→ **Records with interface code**
--------------------------------

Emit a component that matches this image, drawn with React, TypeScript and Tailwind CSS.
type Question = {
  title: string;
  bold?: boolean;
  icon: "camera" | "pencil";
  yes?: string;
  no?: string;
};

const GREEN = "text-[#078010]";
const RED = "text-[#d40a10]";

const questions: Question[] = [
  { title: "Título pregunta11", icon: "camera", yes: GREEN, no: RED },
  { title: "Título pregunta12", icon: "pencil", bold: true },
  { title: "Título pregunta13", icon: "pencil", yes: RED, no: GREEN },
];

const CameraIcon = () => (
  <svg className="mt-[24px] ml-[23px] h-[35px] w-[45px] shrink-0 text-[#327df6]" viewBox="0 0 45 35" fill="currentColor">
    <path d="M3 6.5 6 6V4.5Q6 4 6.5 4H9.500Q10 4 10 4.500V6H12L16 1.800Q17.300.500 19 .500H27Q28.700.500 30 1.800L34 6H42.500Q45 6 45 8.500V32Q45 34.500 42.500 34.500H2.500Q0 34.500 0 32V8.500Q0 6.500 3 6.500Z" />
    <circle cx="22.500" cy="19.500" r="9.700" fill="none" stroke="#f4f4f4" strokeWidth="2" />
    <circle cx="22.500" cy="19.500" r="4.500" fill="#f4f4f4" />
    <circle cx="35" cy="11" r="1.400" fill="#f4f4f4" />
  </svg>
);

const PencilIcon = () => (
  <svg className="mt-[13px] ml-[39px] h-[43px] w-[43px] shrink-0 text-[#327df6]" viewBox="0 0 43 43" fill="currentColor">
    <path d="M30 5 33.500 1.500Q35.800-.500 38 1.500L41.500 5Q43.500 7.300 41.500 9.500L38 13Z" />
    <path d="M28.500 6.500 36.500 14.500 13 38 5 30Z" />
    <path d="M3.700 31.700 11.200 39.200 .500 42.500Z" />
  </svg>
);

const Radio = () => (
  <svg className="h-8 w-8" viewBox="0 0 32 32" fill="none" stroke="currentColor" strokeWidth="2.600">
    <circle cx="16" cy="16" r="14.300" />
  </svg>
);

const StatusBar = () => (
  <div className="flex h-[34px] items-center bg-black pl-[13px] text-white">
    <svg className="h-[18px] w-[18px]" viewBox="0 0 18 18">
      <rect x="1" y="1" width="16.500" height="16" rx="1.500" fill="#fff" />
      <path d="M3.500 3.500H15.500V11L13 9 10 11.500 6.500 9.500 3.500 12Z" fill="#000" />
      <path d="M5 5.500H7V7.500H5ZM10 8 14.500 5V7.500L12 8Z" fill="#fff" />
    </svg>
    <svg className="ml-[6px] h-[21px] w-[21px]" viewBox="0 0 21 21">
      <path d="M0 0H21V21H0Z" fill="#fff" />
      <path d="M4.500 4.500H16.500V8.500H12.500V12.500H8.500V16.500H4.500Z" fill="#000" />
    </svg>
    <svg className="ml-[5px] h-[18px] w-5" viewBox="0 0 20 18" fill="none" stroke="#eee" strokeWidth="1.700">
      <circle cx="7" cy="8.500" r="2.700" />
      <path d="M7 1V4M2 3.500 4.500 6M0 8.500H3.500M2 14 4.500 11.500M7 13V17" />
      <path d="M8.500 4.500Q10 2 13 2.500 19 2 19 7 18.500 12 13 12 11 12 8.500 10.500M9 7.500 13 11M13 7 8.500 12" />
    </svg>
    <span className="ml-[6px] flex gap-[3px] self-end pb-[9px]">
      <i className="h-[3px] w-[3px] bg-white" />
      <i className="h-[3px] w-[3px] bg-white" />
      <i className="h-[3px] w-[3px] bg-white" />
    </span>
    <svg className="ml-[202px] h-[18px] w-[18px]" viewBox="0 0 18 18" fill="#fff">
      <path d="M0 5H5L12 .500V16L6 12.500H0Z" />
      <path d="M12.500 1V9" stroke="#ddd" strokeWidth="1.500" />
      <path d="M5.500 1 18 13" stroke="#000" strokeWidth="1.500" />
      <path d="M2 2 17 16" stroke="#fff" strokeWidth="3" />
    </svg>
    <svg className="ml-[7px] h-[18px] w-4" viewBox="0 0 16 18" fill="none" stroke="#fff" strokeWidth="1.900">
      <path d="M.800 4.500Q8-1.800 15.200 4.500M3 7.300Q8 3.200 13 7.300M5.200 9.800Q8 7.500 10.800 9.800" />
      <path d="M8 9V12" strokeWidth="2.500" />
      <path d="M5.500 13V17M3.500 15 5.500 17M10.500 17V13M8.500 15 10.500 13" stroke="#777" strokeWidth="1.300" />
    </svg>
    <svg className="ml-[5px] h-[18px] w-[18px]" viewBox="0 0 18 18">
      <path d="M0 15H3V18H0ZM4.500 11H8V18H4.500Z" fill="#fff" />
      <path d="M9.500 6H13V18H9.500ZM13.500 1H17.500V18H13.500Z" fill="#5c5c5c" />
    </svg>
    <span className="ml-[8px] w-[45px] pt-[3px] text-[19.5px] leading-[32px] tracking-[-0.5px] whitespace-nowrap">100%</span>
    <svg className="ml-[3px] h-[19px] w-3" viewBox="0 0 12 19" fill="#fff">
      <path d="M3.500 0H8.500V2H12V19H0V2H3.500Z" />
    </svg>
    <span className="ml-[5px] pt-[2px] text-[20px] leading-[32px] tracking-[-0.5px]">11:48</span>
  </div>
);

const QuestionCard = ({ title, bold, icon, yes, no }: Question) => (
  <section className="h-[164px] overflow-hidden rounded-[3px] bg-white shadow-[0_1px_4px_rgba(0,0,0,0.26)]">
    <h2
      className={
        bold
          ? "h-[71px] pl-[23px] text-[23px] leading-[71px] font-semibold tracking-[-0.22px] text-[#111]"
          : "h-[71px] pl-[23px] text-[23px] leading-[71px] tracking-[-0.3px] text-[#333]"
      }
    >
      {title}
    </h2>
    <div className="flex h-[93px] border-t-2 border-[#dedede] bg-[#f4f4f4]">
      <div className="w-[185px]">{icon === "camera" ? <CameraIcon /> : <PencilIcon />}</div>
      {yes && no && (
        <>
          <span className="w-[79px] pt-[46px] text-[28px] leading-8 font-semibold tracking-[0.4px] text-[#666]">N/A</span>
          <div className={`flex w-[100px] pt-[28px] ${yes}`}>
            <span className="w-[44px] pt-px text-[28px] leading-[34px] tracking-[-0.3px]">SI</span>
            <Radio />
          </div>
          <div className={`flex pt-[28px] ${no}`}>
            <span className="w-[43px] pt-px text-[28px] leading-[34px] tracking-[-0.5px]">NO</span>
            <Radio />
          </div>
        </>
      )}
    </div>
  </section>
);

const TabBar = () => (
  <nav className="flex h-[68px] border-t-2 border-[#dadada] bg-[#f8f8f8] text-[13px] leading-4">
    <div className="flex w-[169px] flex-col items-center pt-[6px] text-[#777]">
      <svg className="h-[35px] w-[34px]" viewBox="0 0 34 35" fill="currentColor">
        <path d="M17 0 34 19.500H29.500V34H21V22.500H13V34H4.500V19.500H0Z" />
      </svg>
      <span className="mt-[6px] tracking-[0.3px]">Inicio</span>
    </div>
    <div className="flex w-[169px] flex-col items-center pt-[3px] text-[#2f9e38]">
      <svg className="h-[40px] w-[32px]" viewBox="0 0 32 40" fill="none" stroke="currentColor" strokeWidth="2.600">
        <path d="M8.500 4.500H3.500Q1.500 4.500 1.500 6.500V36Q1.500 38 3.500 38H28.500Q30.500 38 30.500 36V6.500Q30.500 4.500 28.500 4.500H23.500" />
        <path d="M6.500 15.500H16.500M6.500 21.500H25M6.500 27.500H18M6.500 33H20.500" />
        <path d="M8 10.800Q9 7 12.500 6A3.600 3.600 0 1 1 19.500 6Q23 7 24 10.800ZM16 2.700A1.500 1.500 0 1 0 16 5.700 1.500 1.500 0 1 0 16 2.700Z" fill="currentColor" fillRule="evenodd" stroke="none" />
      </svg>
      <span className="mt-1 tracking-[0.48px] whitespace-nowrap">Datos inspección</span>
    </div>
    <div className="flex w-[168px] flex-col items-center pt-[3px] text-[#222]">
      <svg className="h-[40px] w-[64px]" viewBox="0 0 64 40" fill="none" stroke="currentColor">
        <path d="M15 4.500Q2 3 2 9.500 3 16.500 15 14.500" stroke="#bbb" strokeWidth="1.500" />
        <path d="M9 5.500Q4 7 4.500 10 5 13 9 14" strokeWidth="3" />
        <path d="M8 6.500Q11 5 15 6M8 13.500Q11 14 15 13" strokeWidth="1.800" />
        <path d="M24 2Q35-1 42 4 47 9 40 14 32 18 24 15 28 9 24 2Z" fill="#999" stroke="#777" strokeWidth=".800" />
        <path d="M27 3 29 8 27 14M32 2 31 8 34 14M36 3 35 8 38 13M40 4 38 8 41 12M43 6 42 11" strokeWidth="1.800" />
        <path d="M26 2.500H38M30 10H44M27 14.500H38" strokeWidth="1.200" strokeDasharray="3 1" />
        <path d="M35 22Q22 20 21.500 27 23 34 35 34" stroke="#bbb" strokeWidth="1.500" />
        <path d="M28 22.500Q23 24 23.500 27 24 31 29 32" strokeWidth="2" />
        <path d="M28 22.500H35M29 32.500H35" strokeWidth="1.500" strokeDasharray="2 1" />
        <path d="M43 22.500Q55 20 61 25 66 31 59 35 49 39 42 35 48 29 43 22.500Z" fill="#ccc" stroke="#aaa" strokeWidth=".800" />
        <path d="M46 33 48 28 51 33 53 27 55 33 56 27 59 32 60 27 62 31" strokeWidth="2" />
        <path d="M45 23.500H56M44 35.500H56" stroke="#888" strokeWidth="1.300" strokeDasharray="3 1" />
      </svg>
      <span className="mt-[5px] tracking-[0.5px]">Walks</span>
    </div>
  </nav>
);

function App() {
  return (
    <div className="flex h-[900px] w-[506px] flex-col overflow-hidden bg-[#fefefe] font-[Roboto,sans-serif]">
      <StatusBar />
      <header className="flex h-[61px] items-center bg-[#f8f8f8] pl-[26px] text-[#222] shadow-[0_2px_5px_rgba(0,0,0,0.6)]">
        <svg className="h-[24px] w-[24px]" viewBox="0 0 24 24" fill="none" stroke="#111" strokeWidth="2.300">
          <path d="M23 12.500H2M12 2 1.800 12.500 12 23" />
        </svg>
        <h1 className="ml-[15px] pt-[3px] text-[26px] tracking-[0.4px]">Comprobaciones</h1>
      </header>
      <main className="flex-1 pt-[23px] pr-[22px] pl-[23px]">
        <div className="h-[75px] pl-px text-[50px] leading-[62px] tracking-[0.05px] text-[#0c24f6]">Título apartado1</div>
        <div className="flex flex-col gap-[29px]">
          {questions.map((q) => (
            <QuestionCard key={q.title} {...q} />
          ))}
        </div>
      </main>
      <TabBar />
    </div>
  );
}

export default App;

--------------------------------

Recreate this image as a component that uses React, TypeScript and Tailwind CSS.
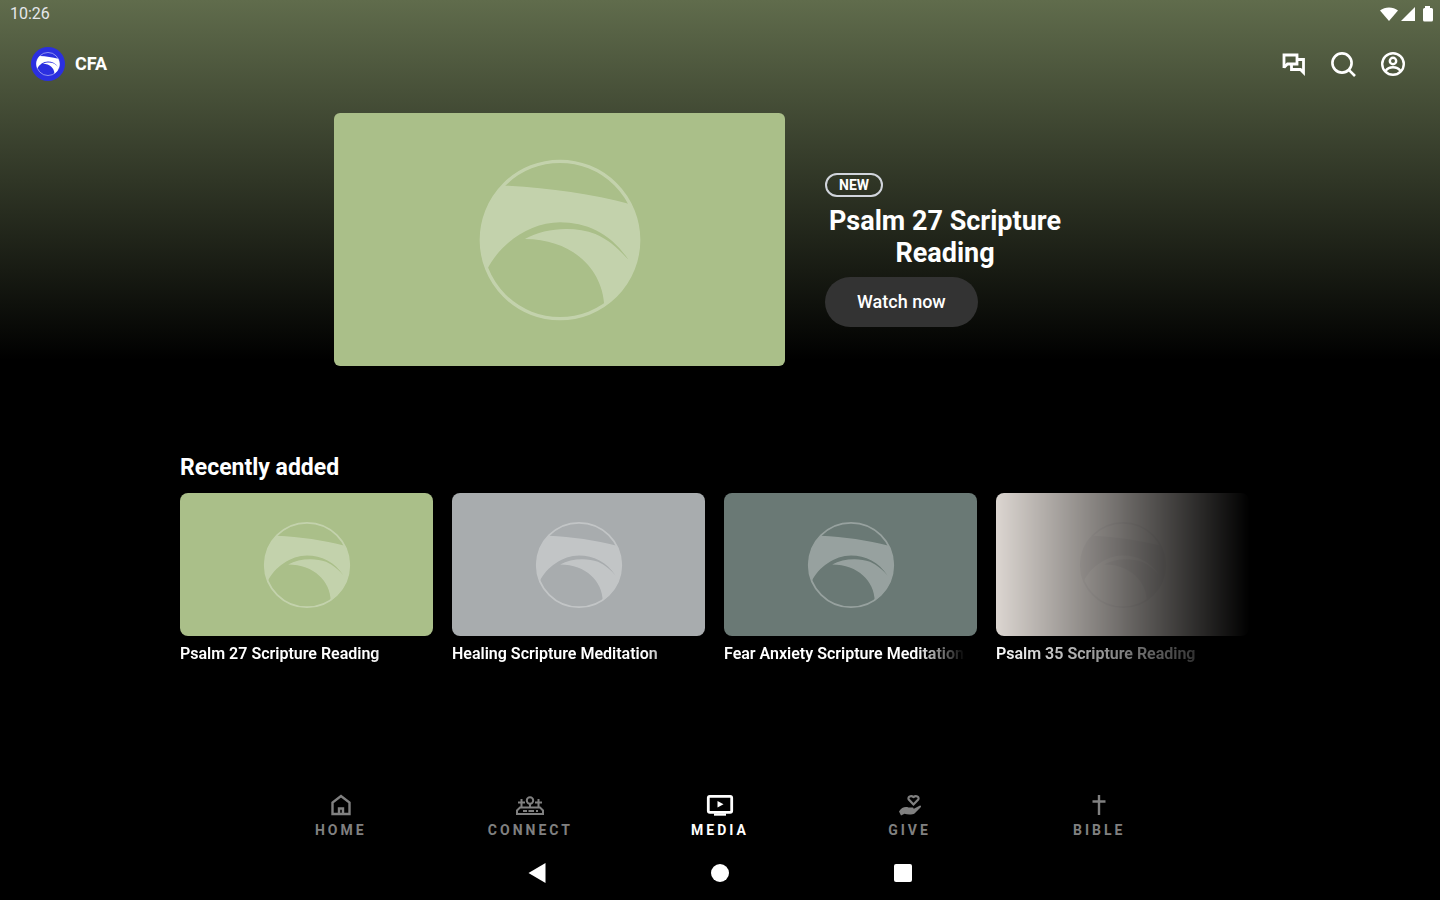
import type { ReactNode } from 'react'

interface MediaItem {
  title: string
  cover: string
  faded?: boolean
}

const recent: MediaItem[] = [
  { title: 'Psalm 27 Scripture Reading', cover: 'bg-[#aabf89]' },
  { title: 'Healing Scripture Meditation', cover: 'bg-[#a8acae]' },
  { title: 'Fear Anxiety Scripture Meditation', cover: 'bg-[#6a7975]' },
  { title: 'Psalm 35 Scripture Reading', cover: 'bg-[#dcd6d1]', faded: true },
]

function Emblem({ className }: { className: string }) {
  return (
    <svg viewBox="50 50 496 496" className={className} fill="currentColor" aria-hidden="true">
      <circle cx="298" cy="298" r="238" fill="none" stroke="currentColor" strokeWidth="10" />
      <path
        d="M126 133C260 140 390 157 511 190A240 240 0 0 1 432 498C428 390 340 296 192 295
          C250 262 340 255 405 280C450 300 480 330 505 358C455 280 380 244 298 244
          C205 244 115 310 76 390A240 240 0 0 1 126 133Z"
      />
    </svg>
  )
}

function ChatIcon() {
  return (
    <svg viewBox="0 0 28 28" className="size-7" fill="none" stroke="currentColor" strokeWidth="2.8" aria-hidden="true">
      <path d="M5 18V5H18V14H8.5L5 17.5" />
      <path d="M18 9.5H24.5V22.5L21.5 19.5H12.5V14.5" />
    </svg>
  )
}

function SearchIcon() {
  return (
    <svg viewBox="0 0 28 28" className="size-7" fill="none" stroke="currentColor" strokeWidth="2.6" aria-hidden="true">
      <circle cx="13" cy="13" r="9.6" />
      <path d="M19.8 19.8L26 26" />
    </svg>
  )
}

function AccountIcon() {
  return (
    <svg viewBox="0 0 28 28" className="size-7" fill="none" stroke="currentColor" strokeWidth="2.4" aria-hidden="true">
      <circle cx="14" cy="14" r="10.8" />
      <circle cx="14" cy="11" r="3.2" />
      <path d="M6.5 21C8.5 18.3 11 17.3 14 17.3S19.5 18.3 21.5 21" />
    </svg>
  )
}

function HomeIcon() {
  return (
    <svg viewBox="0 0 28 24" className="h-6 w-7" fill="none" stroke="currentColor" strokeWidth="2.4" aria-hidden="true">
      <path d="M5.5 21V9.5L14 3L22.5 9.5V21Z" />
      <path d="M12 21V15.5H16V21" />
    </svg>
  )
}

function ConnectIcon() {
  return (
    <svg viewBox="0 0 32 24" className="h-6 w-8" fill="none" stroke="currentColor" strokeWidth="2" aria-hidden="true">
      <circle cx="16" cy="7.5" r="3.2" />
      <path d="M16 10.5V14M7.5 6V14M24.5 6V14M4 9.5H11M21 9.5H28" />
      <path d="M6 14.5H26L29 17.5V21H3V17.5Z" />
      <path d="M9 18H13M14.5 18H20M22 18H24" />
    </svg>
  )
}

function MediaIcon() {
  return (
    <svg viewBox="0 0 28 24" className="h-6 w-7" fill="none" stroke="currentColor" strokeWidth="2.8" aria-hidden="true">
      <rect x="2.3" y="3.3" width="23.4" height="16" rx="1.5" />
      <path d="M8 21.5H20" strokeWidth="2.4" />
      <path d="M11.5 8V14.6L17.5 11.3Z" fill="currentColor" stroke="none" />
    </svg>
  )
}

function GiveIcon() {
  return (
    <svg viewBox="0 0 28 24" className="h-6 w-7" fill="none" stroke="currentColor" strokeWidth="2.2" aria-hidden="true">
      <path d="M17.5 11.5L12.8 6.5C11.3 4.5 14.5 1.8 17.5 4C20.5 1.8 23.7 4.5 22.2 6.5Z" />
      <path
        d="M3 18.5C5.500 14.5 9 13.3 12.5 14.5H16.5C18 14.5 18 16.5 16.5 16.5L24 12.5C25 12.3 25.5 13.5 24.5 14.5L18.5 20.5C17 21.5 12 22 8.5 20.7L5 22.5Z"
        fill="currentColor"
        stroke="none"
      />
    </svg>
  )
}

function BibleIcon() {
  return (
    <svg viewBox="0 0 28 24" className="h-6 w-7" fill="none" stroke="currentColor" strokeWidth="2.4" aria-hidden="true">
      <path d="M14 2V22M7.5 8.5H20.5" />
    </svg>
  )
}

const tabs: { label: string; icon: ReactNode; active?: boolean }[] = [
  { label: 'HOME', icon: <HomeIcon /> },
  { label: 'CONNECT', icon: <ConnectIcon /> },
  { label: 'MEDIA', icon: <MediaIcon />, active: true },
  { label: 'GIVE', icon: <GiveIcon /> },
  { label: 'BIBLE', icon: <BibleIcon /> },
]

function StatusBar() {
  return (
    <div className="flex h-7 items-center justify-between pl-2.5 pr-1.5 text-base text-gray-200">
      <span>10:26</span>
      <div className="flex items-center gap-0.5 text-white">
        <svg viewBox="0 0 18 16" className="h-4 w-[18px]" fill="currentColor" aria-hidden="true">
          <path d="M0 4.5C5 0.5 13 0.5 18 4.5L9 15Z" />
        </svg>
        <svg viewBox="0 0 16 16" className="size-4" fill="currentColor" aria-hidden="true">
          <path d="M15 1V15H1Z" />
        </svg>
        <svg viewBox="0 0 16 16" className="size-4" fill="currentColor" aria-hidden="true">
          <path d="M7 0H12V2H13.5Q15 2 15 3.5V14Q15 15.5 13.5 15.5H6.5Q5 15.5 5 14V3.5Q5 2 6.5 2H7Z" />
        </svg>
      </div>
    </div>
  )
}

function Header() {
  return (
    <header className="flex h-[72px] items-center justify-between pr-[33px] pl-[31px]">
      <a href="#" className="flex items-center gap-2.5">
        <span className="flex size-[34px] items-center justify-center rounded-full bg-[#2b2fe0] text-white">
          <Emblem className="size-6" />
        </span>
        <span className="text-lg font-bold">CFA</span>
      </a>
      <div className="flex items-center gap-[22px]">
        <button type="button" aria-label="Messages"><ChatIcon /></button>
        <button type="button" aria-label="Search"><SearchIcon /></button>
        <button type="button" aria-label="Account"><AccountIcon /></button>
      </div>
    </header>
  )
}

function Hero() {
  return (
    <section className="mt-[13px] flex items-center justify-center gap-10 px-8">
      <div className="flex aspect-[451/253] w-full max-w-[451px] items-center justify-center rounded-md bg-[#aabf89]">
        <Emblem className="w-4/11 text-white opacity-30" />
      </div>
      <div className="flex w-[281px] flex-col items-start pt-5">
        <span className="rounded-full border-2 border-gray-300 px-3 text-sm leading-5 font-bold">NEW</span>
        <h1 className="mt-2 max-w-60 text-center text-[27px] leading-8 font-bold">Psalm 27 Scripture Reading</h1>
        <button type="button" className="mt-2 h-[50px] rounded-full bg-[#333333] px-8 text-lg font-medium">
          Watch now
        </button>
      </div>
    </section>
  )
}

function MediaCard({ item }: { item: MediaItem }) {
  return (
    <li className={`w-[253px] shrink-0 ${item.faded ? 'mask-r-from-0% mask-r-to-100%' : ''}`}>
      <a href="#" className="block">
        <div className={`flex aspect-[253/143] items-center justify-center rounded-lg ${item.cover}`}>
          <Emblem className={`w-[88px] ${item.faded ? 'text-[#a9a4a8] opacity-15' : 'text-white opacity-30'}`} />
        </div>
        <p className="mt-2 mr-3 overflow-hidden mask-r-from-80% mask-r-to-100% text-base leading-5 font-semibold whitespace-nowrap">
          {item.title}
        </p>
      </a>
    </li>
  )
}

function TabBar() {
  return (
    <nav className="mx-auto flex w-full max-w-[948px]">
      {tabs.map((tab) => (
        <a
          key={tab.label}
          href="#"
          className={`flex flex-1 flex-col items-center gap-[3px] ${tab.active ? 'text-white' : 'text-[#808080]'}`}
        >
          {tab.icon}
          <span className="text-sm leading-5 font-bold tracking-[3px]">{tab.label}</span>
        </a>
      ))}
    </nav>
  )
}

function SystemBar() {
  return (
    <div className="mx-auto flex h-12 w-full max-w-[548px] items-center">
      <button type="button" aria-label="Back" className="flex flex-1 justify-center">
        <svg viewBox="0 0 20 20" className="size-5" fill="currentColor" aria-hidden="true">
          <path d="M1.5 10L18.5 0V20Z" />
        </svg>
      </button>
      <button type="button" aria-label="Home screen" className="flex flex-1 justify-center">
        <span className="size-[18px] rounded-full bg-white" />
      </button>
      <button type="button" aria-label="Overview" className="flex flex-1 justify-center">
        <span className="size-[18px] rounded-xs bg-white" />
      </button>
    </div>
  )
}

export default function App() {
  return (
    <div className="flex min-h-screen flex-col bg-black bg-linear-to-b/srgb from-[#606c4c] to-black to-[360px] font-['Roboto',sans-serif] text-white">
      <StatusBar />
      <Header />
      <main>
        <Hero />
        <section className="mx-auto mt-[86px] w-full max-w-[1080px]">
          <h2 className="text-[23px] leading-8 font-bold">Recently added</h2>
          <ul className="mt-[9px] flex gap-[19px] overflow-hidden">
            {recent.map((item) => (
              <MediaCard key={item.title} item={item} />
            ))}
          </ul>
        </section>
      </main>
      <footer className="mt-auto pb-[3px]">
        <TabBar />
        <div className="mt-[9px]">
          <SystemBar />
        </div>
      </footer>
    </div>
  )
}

--------------------------------

→ **Required task**
Keep only those lines of the records that hold "image", and return them.

→ **Solution for this problem**
Emit a component that matches this image, drawn with React, TypeScript and Tailwind CSS.
Recreate this image as a component that uses React, TypeScript and Tailwind CSS.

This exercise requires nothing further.